(WRITTEN TASK) Go through the records from the first line and retype each one exactly, stopping once the line with "Mail, Lock, Search" is done. Pictures are left out.

Start

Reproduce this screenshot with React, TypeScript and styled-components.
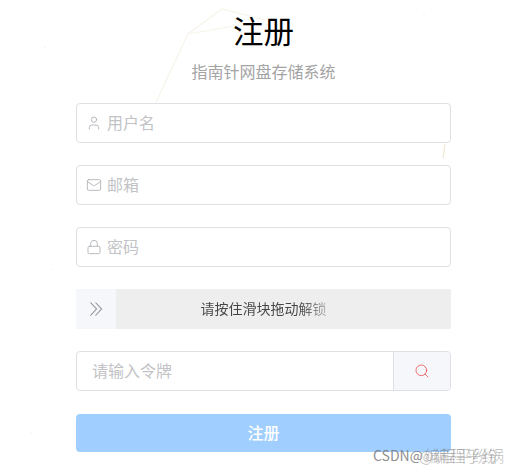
import React from "react";
import styled, { createGlobalStyle } from "styled-components";
import { User, Mail, Lock, Search } from "lucide-react";

const Global = createGlobalStyle`
  html, body { margin: 0; padding: 0; background: #fff; }
  body { font-family: "Noto Sans CJK SC", "Liberation Sans", sans-serif; }
  input::placeholder { color: #c2c3c6; opacity: 1; }
`;

const Page = styled.div`
  position: relative;
  width: 518px;
  height: 472px;
  overflow: hidden;
  background: #fff;
`;

const Backdrop = styled.svg`
  position: absolute;
  inset: 0;
  pointer-events: none;
`;

const Form = styled.main`
  position: relative;
  width: 375px;
  margin-left: 76px;
  display: flex;
  flex-direction: column;
`;

const Title = styled.h1`
  margin: 8px 0 0;
  height: 44px;
  font-size: 30.5px;
  line-height: 44px;
  font-weight: 400;
  color: #000;
  text-align: center;
`;

const Subtitle = styled.p`
  margin: 7px 0 20px;
  height: 24px;
  font-size: 16px;
  line-height: 24px;
  color: #a3a3a3;
  text-align: center;
`;

const Field = styled.label`
  box-sizing: border-box;
  height: 40px;
  margin-bottom: 22px;
  padding: 0 9px;
  display: flex;
  align-items: center;
  gap: 5px;
  border: 1px solid #dfe0e3;
  border-radius: 4px;
  background: #fff;
  color: #b4b6ba;
`;

const TextInput = styled.input`
  flex: 1;
  min-width: 0;
  border: 0;
  outline: 0;
  padding: 0 0 2px;
  background: transparent;
  font: inherit;
  font-size: 16px;
`;

const Slider = styled.div`
  height: 40px;
  margin-bottom: 22px;
  display: flex;
  align-items: center;
  background: #eeeeee;
  border-radius: 2px;
  font-size: 14px;
`;

const Handle = styled.div`
  width: 40px;
  height: 40px;
  flex: none;
  display: flex;
  align-items: center;
  justify-content: center;
  background: #f5f7fa;
  color: #8c8f94;
`;

const SliderText = styled.div`
  flex: 1;
  padding: 0 40px 2px 0;
  text-align: center;
`;

const FadingLabel = styled.span`
  display: inline-block;
  background: linear-gradient(90deg, #444 0 78%, #b5b5b5 100%);
  -webkit-background-clip: text;
  background-clip: text;
  color: transparent;
`;

const TokenRow = styled.div`
  box-sizing: border-box;
  height: 40px;
  margin-bottom: 23px;
  display: flex;
  border: 1px solid #dfe0e3;
  border-radius: 4px;
  overflow: hidden;
`;

const TokenInput = styled(TextInput)`
  padding: 0 15px 2px;
`;

const TokenAddon = styled.div`
  width: 56px;
  flex: none;
  display: flex;
  align-items: center;
  justify-content: center;
  background: #f5f7fa;
  border-left: 1px solid #dfe0e3;
  color: #f04b4b;
`;

const Submit = styled.button`
  height: 38px;
  padding: 0 0 3px;
  border: 0;
  border-radius: 4px;
  background: #a0cfff;
  color: #fff;
  font: inherit;
  font-size: 16px;
  font-weight: 500;
`;

const Watermark = styled.div`
  position: absolute;
  left: 373px;
  top: 446px;
  height: 18px;
  width: 140px;
  font-size: 14px;
  line-height: 18px;
  white-space: nowrap;
  color: rgba(120, 120, 120, 0.85);
`;

const Ghost = styled.span<{ $left: number }>`
  position: absolute;
  left: ${(p) => p.$left}px;
  top: 0;
  font-size: 16px;
  font-weight: 300;
  color: rgba(120, 120, 120, 0.5);
`;

export default function App() {
  return (
    <Page>
      <Global />
      <Backdrop width="518" height="472" fill="none">
        <g stroke="#f6f4ea" strokeWidth="1.2">
          <path d="M156 102 L188 34 L222 9 L265 20" />
          <path d="M188 34 L240 25" />
          <path d="M445 144 L443 158" stroke="#ece8cf" />
        </g>
        <g fill="#e4e4e4">
          <circle cx="45" cy="47" r="0.6" />
          <circle cx="52" cy="269" r="0.6" />
          <circle cx="31" cy="433" r="0.6" />
          <circle cx="424" cy="15" r="0.6" />
        </g>
      </Backdrop>
      <Form>
        <Title>注册</Title>
        <Subtitle>指南针网盘存储系统</Subtitle>
        <Field>
          <User size={16} strokeWidth={1.4} />
          <TextInput placeholder="用户名" />
        </Field>
        <Field>
          <Mail size={16} strokeWidth={1.4} />
          <TextInput placeholder="邮箱" />
        </Field>
        <Field>
          <Lock size={16} strokeWidth={1.4} />
          <TextInput placeholder="密码" />
        </Field>
        <Slider>
          <Handle>
            <svg width="14" height="16" viewBox="0 0 14 16" fill="none" stroke="currentColor" strokeWidth="1.1">
              <path d="M1.5 1.5 L7.5 8 L1.5 14.5" />
              <path d="M6.5 1.5 L12.5 8 L6.5 14.5" />
            </svg>
          </Handle>
          <SliderText>
            <FadingLabel>请按住滑块拖动解锁</FadingLabel>
          </SliderText>
        </Slider>
        <TokenRow>
          <TokenInput placeholder="请输入令牌" />
          <TokenAddon>
            <Search size={16} strokeWidth={1.2} />
          </TokenAddon>
        </TokenRow>
        <Submit type="button">注册</Submit>
      </Form>
      <Watermark>
        CSDN@
        <Ghost $left={46}>@编程乎纷</Ghost>
        <Ghost $left={51}>编程平纷锅</Ghost>
      </Watermark>
    </Page>
  );
}
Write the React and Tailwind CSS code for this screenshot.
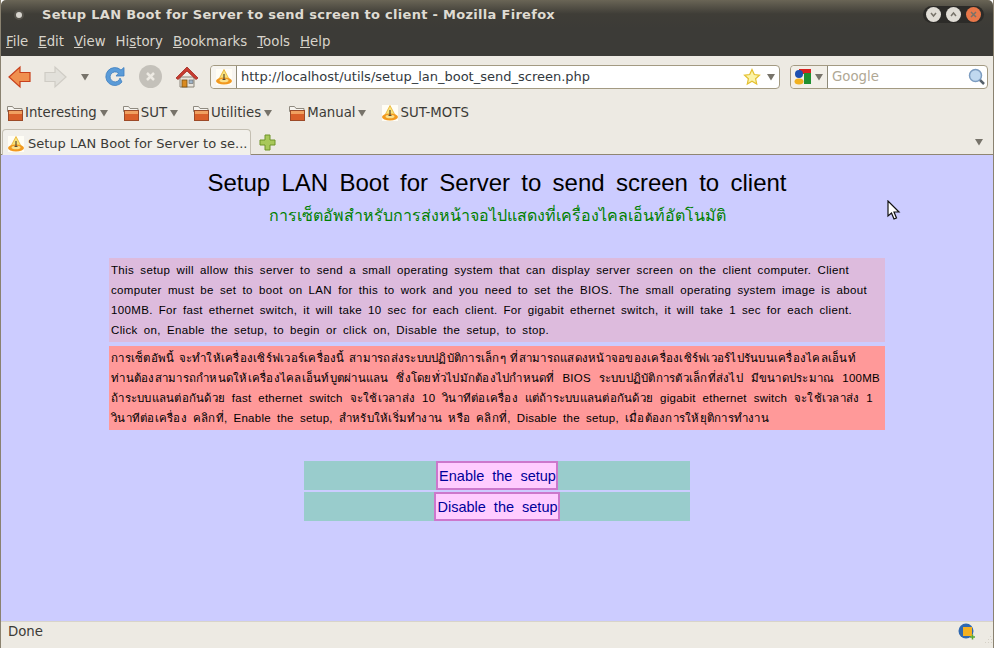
import React from "react";

const uiFont = "font-['DejaVu_Sans',sans-serif]";
const pageFont = "font-['Liberation_Sans','Noto_Sans',sans-serif]";

const Arrow = ({ className = "" }) => (
    <svg width="10" height="8" viewBox="0 0 10 8" className={className}>
        <path d="M1 1h8L5 7.500z" fill="#77736a" />
    </svg>
);

const SiteIcon = ({ size = 16 }) => (
    <svg width={size} height={size} viewBox="0 0 16 16" className="shrink-0">
        <rect width="16" height="16" fill="#fffdf5" />
        <path d="M8 0.500L13.500 11H2.500z" fill="#f8e27a" stroke="#e8b030" strokeWidth="0.800" />
        <ellipse cx="8" cy="12" rx="8" ry="3.500" fill="#f2991f" />
        <ellipse cx="8" cy="11.500" rx="4.500" ry="1.800" fill="#fbe08a" />
        <path d="M8 5v5M6.500 10.500h3" stroke="#5a4a30" strokeWidth="1.200" />
    </svg>
);

const Folder = () => (
    <svg width="16" height="16" viewBox="0 0 16 16" className="shrink-0">
        <path d="M0.500 1.500h5l1.500 2h8v3h-14.500z" fill="#f6f4ef" stroke="#8f8a80" />
        <rect x="1.500" y="5.500" width="14" height="10" fill="#d9602a" stroke="#9c4a28" />
        <rect x="2" y="6" width="13" height="3" fill="#f0a060" />
    </svg>
);

const Menu = ({ pre = "", mark, post }) => (
    <span>{pre}<u>{mark}</u>{post}</span>
);

const BookmarkFolder = ({ label, className = "" }) => (
    <div className={`flex items-center ${className}`}>
        <Folder />
        <span className="ml-[2px]">{label}</span>
        <Arrow className="ml-[2px]" />
    </div>
);

const WinButton = ({ bg, children }) => (
    <div className={`w-[15px] h-[15px] rounded-full flex items-center justify-center ${bg}`}>
        <svg width="9" height="9" viewBox="0 0 9 9" fill="none" stroke="#77736a" strokeWidth="1.500">{children}</svg>
    </div>
);

const englishLines = [
    { text: "This setup will allow this server to send a small operating system that can display server screen on the client computer. Client", width: "w-[738px]" },
    { text: "computer must be set to boot on LAN for this to work and you need to set the BIOS. The small operating system image is about", width: "w-[756px]" },
    { text: "100MB. For fast ethernet switch, it will take 10 sec for each client. For gigabit ethernet switch, it will take 1 sec for each client.", width: "w-[741px]" },
    { text: "Click on, Enable the setup, to begin or click on, Disable the setup, to stop.", width: "w-[438px]" },
];

const thaiLines = [
    { text: "การเซ็ตอัพนี้ จะทำให้เครื่องเซิร์ฟเวอร์เครื่องนี้ สามารถส่งระบบปฏิบัติการเล็กๆ ที่สามารถแสดงหน้าจอของเครื่องเซิร์ฟเวอร์ไปรันบนเครื่องไคลเอ็นท์", width: "w-[745px]" },
    { text: "ท่านต้องสามารถกำหนดให้เครื่องไคลเอ็นท์บูตผ่านแลน ซึ่งโดยทั่วไปมักต้องไปกำหนดที่ BIOS ระบบปฏิบัติการตัวเล็กที่ส่งไป มีขนาดประมาณ 100MB", width: "w-[769px]" },
    { text: "ถ้าระบบแลนต่อกันด้วย fast ethernet switch จะใช้เวลาส่ง 10 วินาทีต่อเครื่อง แต่ถ้าระบบแลนต่อกันด้วย gigabit ethernet switch จะใช้เวลาส่ง 1", width: "w-[762px]" },
    { text: "วินาทีต่อเครื่อง คลิกที่, Enable the setup, สำหรับให้เริ่มทำงาน หรือ คลิกที่, Disable the setup, เมื่อต้องการให้ยุติการทำงาน", width: "w-[658px]" },
];

// each line is stretched to the width it has in the picture
const InfoBox = ({ bg, lines, tracking }) => (
    <div className={`${bg} py-[2px] pl-[2px] text-[11.500px] leading-[20px] ${tracking} text-black`}>
        {lines.map((line) => (
            <div key={line.text} className={`${line.width} whitespace-nowrap text-justify [text-align-last:justify] [text-justify:inter-word]`}>
                {line.text}
            </div>
        ))}
    </div>
);

const ActionRow = ({ label }) => (
    <div className="h-[29px] bg-[#99cccc] flex justify-center">
        <div className="h-full bg-[#ffccff] border-2 border-[#cc77cc] flex items-center pt-[2px] pl-[1px] text-[14.500px] [word-spacing:4px] text-[#000099]">
            {label}
        </div>
    </div>
);

export default function App() {
    return (
        <div className={`w-[994px] h-[648px] flex flex-col overflow-hidden relative border-x border-[#8a8270] ${uiFont}`}>
            {/* Title bar */}
            <div className="h-[28px] shrink-0 flex items-center bg-gradient-to-b from-[#6a6556] via-[#3f3d37] to-[#3c3b37] pl-[13px] pr-[9px] pt-[1px] rounded-t-[5px]">
                <div className="w-[10px] h-[10px] rounded-full bg-[#d8d5cf] border-2 border-[#55524b]" />
                <div className="ml-[18px] text-[13px] font-bold tracking-[0.29px] text-[#dfdbd2]">
                    Setup LAN Boot for Server to send screen to client - Mozilla Firefox
                </div>
                <div className="ml-auto flex items-center gap-[5px] rounded-full bg-[#2c2b28] px-[3px] py-[1px]">
                    <WinButton bg="bg-[#e0ddd6]"><path d="M2 3l2.500 3 2.500-3" /></WinButton>
                    <WinButton bg="bg-[#e0ddd6]"><path d="M2 6l2.500-3 2.500 3" /></WinButton>
                    <WinButton bg="bg-[#e8784a]"><path d="M2 2l5 5M7 2l-5 5" /></WinButton>
                </div>
            </div>

            {/* Menu bar */}
            <div className="h-[28px] shrink-0 bg-[#3c3b37] flex items-center gap-[10px] pl-[5px] pb-[1px] text-[13.300px] text-[#d8d4cb]">
                <Menu mark="F" post="ile" />
                <Menu mark="E" post="dit" />
                <Menu mark="V" post="iew" />
                <Menu pre="Hi" mark="s" post="tory" />
                <Menu mark="B" post="ookmarks" />
                <Menu mark="T" post="ools" />
                <Menu mark="H" post="elp" />
            </div>

            {/* Navigation toolbar */}
            <div className="h-[39px] shrink-0 bg-[#edeae3] flex items-center pl-[7px] pr-[5px] pt-[2px]">
                <svg width="23" height="24" viewBox="0 0 23 24" className="shrink-0">
                    <path d="M1 12L12 2v5.500h10v9H12V22z" fill="#f09050" stroke="#c8401c" strokeWidth="1.200" />
                </svg>
                <svg width="23" height="24" viewBox="0 0 23 24" className="shrink-0 ml-[13px]">
                    <path d="M22 12L11 2v5.500H1v9h10V22z" fill="#e2e0da" stroke="#cfccc5" strokeWidth="1.200" />
                </svg>
                <Arrow className="ml-[13px]" />
                <svg width="24" height="24" viewBox="0 0 24 24" className="shrink-0 ml-[13px]">
                    <path d="M19 17a9 9 0 1 1-1-12l3-2.500V11h-8l2.500-2.800A5 5 0 1 0 17 13z" fill="#5a9bd8" stroke="#3f7fbf" strokeWidth="0.800" />
                </svg>
                <div className="ml-[12px] w-[23px] h-[23px] rounded-full bg-[#c4c1ba] flex items-center justify-center shrink-0">
                    <svg width="11" height="11" viewBox="0 0 11 11"><path d="M2 2l7 7M9 2l-7 7" stroke="#edeae3" strokeWidth="2.500" /></svg>
                </div>
                <svg width="24" height="24" viewBox="0 0 24 24" className="shrink-0 ml-[13px]">
                    <path d="M5 12h14v10H5z" fill="#e8e4dc" stroke="#8a8578" />
                    <path d="M1 13L12 2l11 11-2 1.500L12 6l-9 8.500z" fill="#c83c30" stroke="#a02820" strokeWidth="0.800" />
                    <rect x="7" y="15" width="5" height="7" fill="#d98a20" stroke="#7a5010" strokeWidth="0.800" />
                    <rect x="14" y="15" width="4" height="3.500" fill="#9fb4c8" stroke="#666" strokeWidth="0.600" />
                </svg>
                <div className="ml-[11px] w-[570px] h-[24px] bg-white border border-[#a39a82] rounded-[4px] flex items-center shrink-0">
                    <div className="h-full flex items-center pl-[5px] pr-[4px] bg-[#f7f5f0] border-r border-[#8f8a78] rounded-l-[4px]">
                        <SiteIcon />
                    </div>
                    <span className="ml-[4px] text-[13px] text-[#33393e]">http://localhost/utils/setup_lan_boot_send_screen.php</span>
                    <svg width="18" height="18" viewBox="0 0 18 18" className="ml-auto">
                        <path d="M9 1.500l2.300 5 5.200.6-3.900 3.600 1.100 5.300L9 13.300 4.300 16l1.100-5.300L1.500 7.100l5.200-.6z" fill="#fbf3a8" stroke="#e4c030" strokeWidth="1.200" />
                    </svg>
                    <Arrow className="mx-[3px] ml-[5px]" />
                </div>
                <div className="ml-[10px] flex-1 h-[24px] bg-white border border-[#a39a82] rounded-[4px] flex items-center">
                    <div className="h-full flex items-center pl-[3px] pr-[3px] gap-[3px] bg-[#f2efe8] border-r border-[#8f8a78] rounded-l-[4px]">
                        <svg width="17" height="17" viewBox="0 0 17 17">
                            <rect x="5" y="1" width="12" height="5" fill="#d8211f" />
                            <rect x="10" y="5" width="7" height="11" fill="#1f9030" />
                            <circle cx="5" cy="6" r="4" fill="#1c50b0" />
                            <ellipse cx="5" cy="13.500" rx="4.500" ry="3" fill="#f0b020" />
                        </svg>
                        <Arrow />
                    </div>
                    <span className="ml-[4px] text-[13.300px] text-[#b0a895]">Google</span>
                    <svg width="18" height="18" viewBox="0 0 18 18" className="ml-auto mr-[1px]">
                        <path d="M11 11l5 5" stroke="#55606a" strokeWidth="2.500" />
                        <circle cx="7.500" cy="7.500" r="6" fill="#c0d8ef" stroke="#7c9cc0" strokeWidth="1.500" />
                    </svg>
                </div>
            </div>

            {/* Bookmarks toolbar */}
            <div className="h-[34px] shrink-0 bg-[#edeae3] flex items-center pl-[6px] pt-[2px] text-[13.300px] text-[#3c3b37]">
                <BookmarkFolder label="Interesting" />
                <BookmarkFolder label="SUT" className="ml-[14px]" />
                <BookmarkFolder label="Utilities" className="ml-[14px]" />
                <BookmarkFolder label="Manual" className="ml-[16px]" />
                <div className="ml-[15px] flex items-center gap-[2px]">
                    <SiteIcon />
                    <span>SUT-MOTS</span>
                </div>
            </div>

            {/* Tab strip */}
            <div className="h-[26px] shrink-0 bg-[#edeae3] border-b border-[#8f8672] flex items-end pl-[1px] pr-[9px]">
                <div className="w-[249px] h-[26px] -mb-[1px] pt-[2px] bg-[#f2f0eb] border border-b-0 border-[#c4bfb2] rounded-t-[4px] flex items-center pl-[5px] text-[13px] text-[#3c3b37] whitespace-nowrap">
                    <SiteIcon />
                    <span className="ml-[4px]">Setup LAN Boot for Server to se...</span>
                </div>
                <svg width="17" height="17" viewBox="0 0 17 17" className="ml-[8px] mb-[3px]">
                    <path d="M6 1h5v5h5v5h-5v5H6v-5H1V6h5z" fill="#a8c85a" stroke="#6e9428" />
                </svg>
                <Arrow className="ml-auto mb-[8px]" />
            </div>

            {/* Page content */}
            <main className={`flex-1 bg-[#ccccff] ${pageFont}`}>
                <h1 className="mt-[14px] text-center text-[24px] leading-[28px] [word-spacing:4.600px] text-black">
                    Setup LAN Boot for Server to send screen to client
                </h1>
                <p className="mt-[7px] text-center text-[16px] leading-[24px] text-[#008000]">
                    การเซ็ตอัพสำหรับการส่งหน้าจอไปแสดงที่เครื่องไคลเอ็นท์อัตโนมัติ
                </p>
                <div className="mt-[30px] ml-[108px] w-[776px] flex flex-col gap-[4px]">
                    <InfoBox bg="bg-[#ddbbdd]" lines={englishLines} tracking="tracking-[0.35px]" />
                    <InfoBox bg="bg-[#ff9999]" lines={thaiLines} tracking="tracking-[0.25px]" />
                </div>
                <div className="mt-[31px] ml-[303px] w-[386px] flex flex-col gap-[2px]">
                    <ActionRow label="Enable the setup" />
                    <ActionRow label="Disable the setup" />
                </div>
            </main>

            {/* Status bar */}
            <div className="h-[27px] shrink-0 bg-[#edeae3] border-t border-[#d8d4ca] flex items-center pl-[7px] pr-[17px] pb-[6px] text-[13.300px] text-[#3c3b37] relative">
                <span>Done</span>
                <svg width="18" height="18" viewBox="0 0 18 18" className="ml-auto">
                    <circle cx="8" cy="8" r="7.500" fill="#2f68b0" />
                    <rect x="5" y="4" width="9" height="9" fill="#f4b020" />
                    <path d="M12 14h5M14.500 11.500v5" stroke="#5aa830" strokeWidth="1.500" />
                </svg>
                <svg width="10" height="12" viewBox="0 0 10 12" className="absolute right-0 bottom-[1px]" fill="#d5d1c7">
                    <rect x="7" y="1" width="1" height="1" />
                    <rect x="5" y="4" width="1" height="1" />
                    <rect x="8" y="4" width="1" height="1" />
                    <rect x="2" y="7" width="1" height="1" />
                    <rect x="5" y="7" width="1" height="1" />
                    <rect x="8" y="7" width="1" height="1" />
                </svg>
            </div>

            {/* Mouse cursor captured in the screenshot */}
            <svg width="14" height="21" viewBox="0 0 14 21" className="absolute left-[886px] top-[200px]">
                <path d="M1 1v15l3.500-3 2.500 6 2.500-1-2.500-6h5z" fill="#fff" stroke="#111" strokeWidth="1.200" />
            </svg>
        </div>
    );
}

End

(WRITTEN RESPONSE)
Reproduce this screenshot with React, TypeScript and styled-components.
import React from "react";
import styled, { createGlobalStyle } from "styled-components";
import { User, Mail, Lock, Search } from "lucide-react";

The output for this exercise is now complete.